[CHALLENGE] Copy out the material below in full, but not its images.

## START MATERIAL

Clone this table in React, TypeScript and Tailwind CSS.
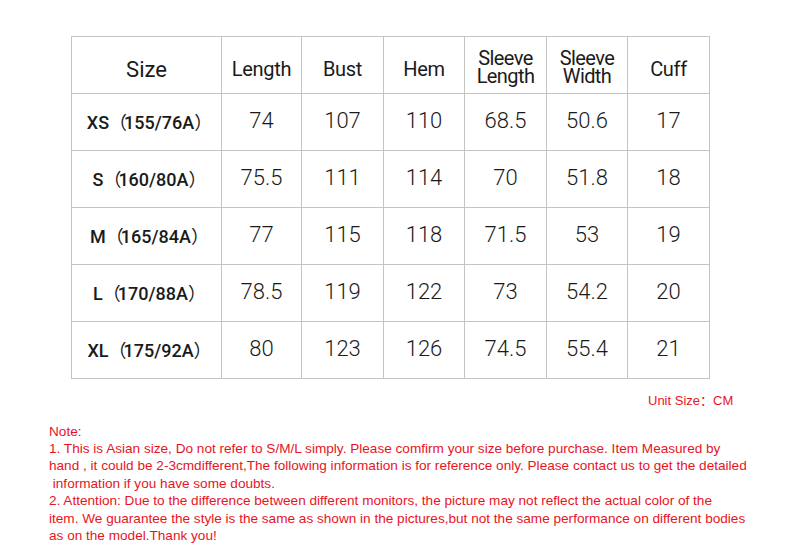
import React from 'react';

const headers = ['Length', 'Bust', 'Hem', 'Sleeve\nLength', 'Sleeve\nWidth', 'Cuff'];
const colWidths = ['w-[80px]', 'w-[82px]', 'w-[81px]', 'w-[82px]', 'w-[81px]', 'w-[82px]'];

const rows = [
    { size: 'XS', code: '155/76A', values: ['74', '107', '110', '68.5', '50.6', '17'] },
    { size: 'S', code: '160/80A', values: ['75.5', '111', '114', '70', '51.8', '18'] },
    { size: 'M', code: '165/84A', values: ['77', '115', '118', '71.5', '53', '19'] },
    { size: 'L', code: '170/88A', values: ['78.5', '119', '122', '73', '54.2', '20'] },
    { size: 'XL', code: '175/92A', values: ['80', '123', '126', '74.5', '55.4', '21'] },
];

const SizeChart = () => {
    return (
        <div className="w-[790px] h-[560px] bg-white overflow-hidden font-['Roboto','Noto_Sans_CJK_SC',sans-serif]">
            <div className="pt-[36px] pl-[71px]">
                <table className="border-collapse table-fixed text-[#1a1a1a]">
                    <thead>
                        <tr className="h-[57px]">
                            <th className="w-[150px] border border-[#c4c4c4] text-[22px] font-normal pt-[8px]">Size</th>
                            {headers.map((h, i) => (
                                <th
                                    key={h}
                                    className={`${colWidths[i]} border border-[#c4c4c4] font-normal ${h.includes('\n') ? 'text-[20px] leading-[18px] whitespace-pre-line tracking-[-0.6px] pt-[4px]' : 'text-[20px] tracking-[-0.3px] pt-[7px]'}`}
                                >
                                    {h}
                                </th>
                            ))}
                        </tr>
                    </thead>
                    <tbody>
                        {rows.map((r) => (
                            <tr key={r.size} className="h-[57px]">
                                <td className="border border-[#c4c4c4] text-center text-[18px] font-medium pb-[1px] pl-[6px]">
                                    {r.size}
                                    <span className="font-['Noto_Sans_CJK_SC',sans-serif] font-normal tracking-[-3px]">（</span>
                                    {r.code}
                                    <span className="font-['Noto_Sans_CJK_SC',sans-serif] font-normal">）</span>
                                </td>
                                {r.values.map((v, i) => (
                                    <td key={i} className="border border-[#c4c4c4] text-center text-[22px] font-light pb-[3px]">
                                        {v}
                                    </td>
                                ))}
                            </tr>
                        ))}
                    </tbody>
                </table>
            </div>

            <div className="pl-[648px] pt-[11px] text-[13px] text-[#e8141e] font-['Liberation_Sans',sans-serif]">
                Unit Size<span className="font-['Noto_Sans_CJK_SC',sans-serif]">：</span>CM
            </div>

            <div className="pl-[49px] pt-[12px] pr-[20px] text-[13.6px] leading-[17.4px] text-[#e8141e] font-['Liberation_Sans',sans-serif] whitespace-nowrap">
                <p>Note:</p>
                <p>1. This is Asian size, Do not refer to S/M/L simply. Please comfirm your size before purchase. Item Measured by</p>
                <p>hand , it could be 2-3cmdifferent,The following information is for reference only. Please contact us to get the detailed</p>
                <p>&nbsp;information if you have some doubts.</p>
                <p>2. Attention: Due to the difference between different monitors, the picture may not reflect the actual color of the</p>
                <p>item. We guarantee the style is the same as shown in the pictures,but not the same performance on different bodies</p>
                <p>as on the model.Thank you!</p>
            </div>
        </div>
    );
};

export default SizeChart;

## END MATERIAL

[ANSWER]
Clone this table in React, TypeScript and Tailwind CSS.
import React from 'react';

const headers = ['Length', 'Bust', 'Hem', 'Sleeve\nLength', 'Sleeve\nWidth', 'Cuff'];
const colWidths = ['w-[80px]', 'w-[82px]', 'w-[81px]', 'w-[82px]', 'w-[81px]', 'w-[82px]'];

const rows = [
    { size: 'XS', code: '155/76A', values: ['74', '107', '110', '68.5', '50.6', '17'] },
    { size: 'S', code: '160/80A', values: ['75.5', '111', '114', '70', '51.8', '18'] },
    { size: 'M', code: '165/84A', values: ['77', '115', '118', '71.5', '53', '19'] },
    { size: 'L', code: '170/88A', values: ['78.5', '119', '122', '73', '54.2', '20'] },
    { size: 'XL', code: '175/92A', values: ['80', '123', '126', '74.5', '55.4', '21'] },
];

const SizeChart = () => {
    return (
        <div className="w-[790px] h-[560px] bg-white overflow-hidden font-['Roboto','Noto_Sans_CJK_SC',sans-serif]">
            <div className="pt-[36px] pl-[71px]">
                <table className="border-collapse table-fixed text-[#1a1a1a]">
                    <thead>
                        <tr className="h-[57px]">
                            <th className="w-[150px] border border-[#c4c4c4] text-[22px] font-normal pt-[8px]">Size</th>
                            {headers.map((h, i) => (
                                <th
                                    key={h}
                                    className={`${colWidths[i]} border border-[#c4c4c4] font-normal ${h.includes('\n') ? 'text-[20px] leading-[18px] whitespace-pre-line tracking-[-0.6px] pt-[4px]' : 'text-[20px] tracking-[-0.3px] pt-[7px]'}`}
                                >
                                    {h}
                                </th>
                            ))}
                        </tr>
                    </thead>
                    <tbody>
                        {rows.map((r) => (
                            <tr key={r.size} className="h-[57px]">
                                <td className="border border-[#c4c4c4] text-center text-[18px] font-medium pb-[1px] pl-[6px]">
                                    {r.size}
                                    <span className="font-['Noto_Sans_CJK_SC',sans-serif] font-normal tracking-[-3px]">（</span>
                                    {r.code}
                                    <span className="font-['Noto_Sans_CJK_SC',sans-serif] font-normal">）</span>
                                </td>
                                {r.values.map((v, i) => (
                                    <td key={i} className="border border-[#c4c4c4] text-center text-[22px] font-light pb-[3px]">
                                        {v}
                                    </td>
                                ))}
                            </tr>
                        ))}
                    </tbody>
                </table>
            </div>

            <div className="pl-[648px] pt-[11px] text-[13px] text-[#e8141e] font-['Liberation_Sans',sans-serif]">
                Unit Size<span className="font-['Noto_Sans_CJK_SC',sans-serif]">：</span>CM
            </div>

            <div className="pl-[49px] pt-[12px] pr-[20px] text-[13.6px] leading-[17.4px] text-[#e8141e] font-['Liberation_Sans',sans-serif] whitespace-nowrap">
                <p>Note:</p>
                <p>1. This is Asian size, Do not refer to S/M/L simply. Please comfirm your size before purchase. Item Measured by</p>
                <p>hand , it could be 2-3cmdifferent,The following information is for reference only. Please contact us to get the detailed</p>
                <p>&nbsp;information if you have some doubts.</p>
                <p>2. Attention: Due to the difference between different monitors, the picture may not reflect the actual color of the</p>
                <p>item. We guarantee the style is the same as shown in the pictures,but not the same performance on different bodies</p>
                <p>as on the model.Thank you!</p>
            </div>
        </div>
    );
};

export default SizeChart;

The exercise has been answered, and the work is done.